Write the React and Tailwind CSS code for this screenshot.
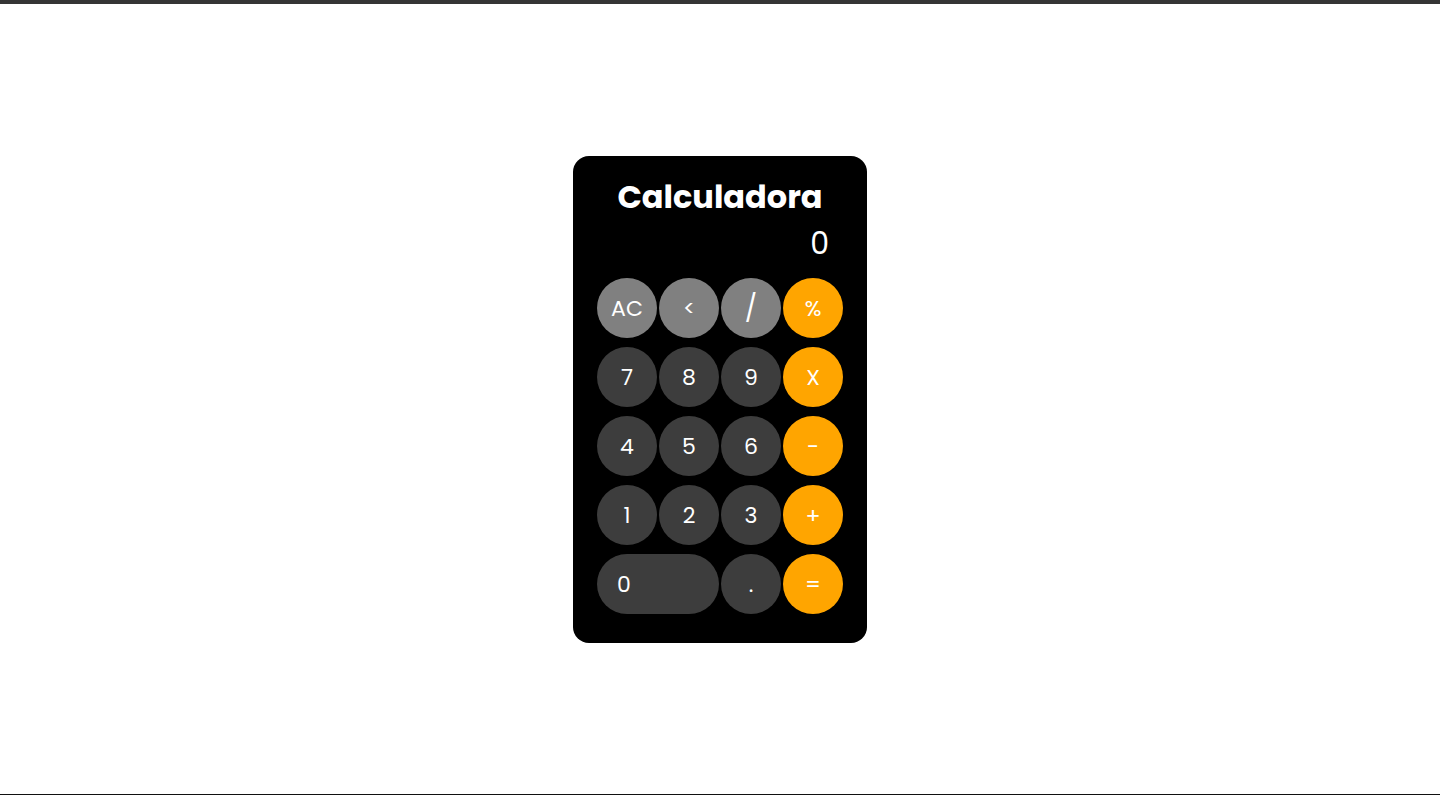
import React from "react";

const font = { fontFamily: '"Poppins", "Inter", "Noto Sans", sans-serif' };

const rows = [
  [
    { label: "AC", kind: "fn" },
    { label: "<", kind: "fn" },
    { label: "/", kind: "fn", big: true },
    { label: "%", kind: "op" },
  ],
  [
    { label: "7" },
    { label: "8" },
    { label: "9" },
    { label: "X", kind: "op" },
  ],
  [
    { label: "4" },
    { label: "5" },
    { label: "6" },
    { label: "-", kind: "op" },
  ],
  [
    { label: "1" },
    { label: "2" },
    { label: "3" },
    { label: "+", kind: "op" },
  ],
];

function Key({ label, kind, big }) {
  const color =
    kind === "fn" ? "bg-[#808080]" : kind === "op" ? "bg-[#ffa500]" : "bg-[#3d3d3d]";
  return (
    <button
      className={
        "w-[60px] h-[60px] rounded-full flex items-center justify-center pt-[2px] text-white " +
        color +
        (big ? " text-[26px]" : " text-[22px]")
      }
    >
      {label}
    </button>
  );
}

export default function App() {
  return (
    <div className="w-full h-[795px] bg-white flex flex-col" style={font}>
      <div className="h-[4px] bg-[#353535]" />
      <div className="flex-1 flex items-center justify-center">
        <div className="w-[294px] bg-black rounded-2xl px-6 pt-[18px] pb-[29px]">
          <h1 className="text-white text-[32px] font-bold text-center h-[45px] leading-[45px]">
            Calculadora
          </h1>
          <div className="text-white text-[30px] font-normal text-right h-[48px] leading-[50px] pr-[14px] mb-[11px]">
            0
          </div>
          <div className="flex flex-col gap-[9px]">
            {rows.map((row, i) => (
              <div key={i} className="flex gap-[2px]">
                {row.map((k) => (
                  <Key key={k.label} {...k} />
                ))}
              </div>
            ))}
            <div className="flex gap-[2px]">
              <button className="w-[122px] h-[60px] rounded-full bg-[#3d3d3d] text-white text-[22px] text-left pl-[20px] pt-[2px]">
                0
              </button>
              <Key label="." />
              <Key label="=" kind="op" />
            </div>
          </div>
        </div>
      </div>
      <div className="h-[1px] bg-[#111]" />
    </div>
  );
}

::::::

◆ **Directive**
Reproduce all of the material above word for word. Omit the pictures.

◆ **Solution to this task**
Write the React and Tailwind CSS code for this screenshot.
import React from "react";

const font = { fontFamily: '"Poppins", "Inter", "Noto Sans", sans-serif' };

const rows = [
  [
    { label: "AC", kind: "fn" },
    { label: "<", kind: "fn" },
    { label: "/", kind: "fn", big: true },
    { label: "%", kind: "op" },
  ],
  [
    { label: "7" },
    { label: "8" },
    { label: "9" },
    { label: "X", kind: "op" },
  ],
  [
    { label: "4" },
    { label: "5" },
    { label: "6" },
    { label: "-", kind: "op" },
  ],
  [
    { label: "1" },
    { label: "2" },
    { label: "3" },
    { label: "+", kind: "op" },
  ],
];

function Key({ label, kind, big }) {
  const color =
    kind === "fn" ? "bg-[#808080]" : kind === "op" ? "bg-[#ffa500]" : "bg-[#3d3d3d]";
  return (
    <button
      className={
        "w-[60px] h-[60px] rounded-full flex items-center justify-center pt-[2px] text-white " +
        color +
        (big ? " text-[26px]" : " text-[22px]")
      }
    >
      {label}
    </button>
  );
}

export default function App() {
  return (
    <div className="w-full h-[795px] bg-white flex flex-col" style={font}>
      <div className="h-[4px] bg-[#353535]" />
      <div className="flex-1 flex items-center justify-center">
        <div className="w-[294px] bg-black rounded-2xl px-6 pt-[18px] pb-[29px]">
          <h1 className="text-white text-[32px] font-bold text-center h-[45px] leading-[45px]">
            Calculadora
          </h1>
          <div className="text-white text-[30px] font-normal text-right h-[48px] leading-[50px] pr-[14px] mb-[11px]">
            0
          </div>
          <div className="flex flex-col gap-[9px]">
            {rows.map((row, i) => (
              <div key={i} className="flex gap-[2px]">
                {row.map((k) => (
                  <Key key={k.label} {...k} />
                ))}
              </div>
            ))}
            <div className="flex gap-[2px]">
              <button className="w-[122px] h-[60px] rounded-full bg-[#3d3d3d] text-white text-[22px] text-left pl-[20px] pt-[2px]">
                0
              </button>
              <Key label="." />
              <Key label="=" kind="op" />
            </div>
          </div>
        </div>
      </div>
      <div className="h-[1px] bg-[#111]" />
    </div>
  );
}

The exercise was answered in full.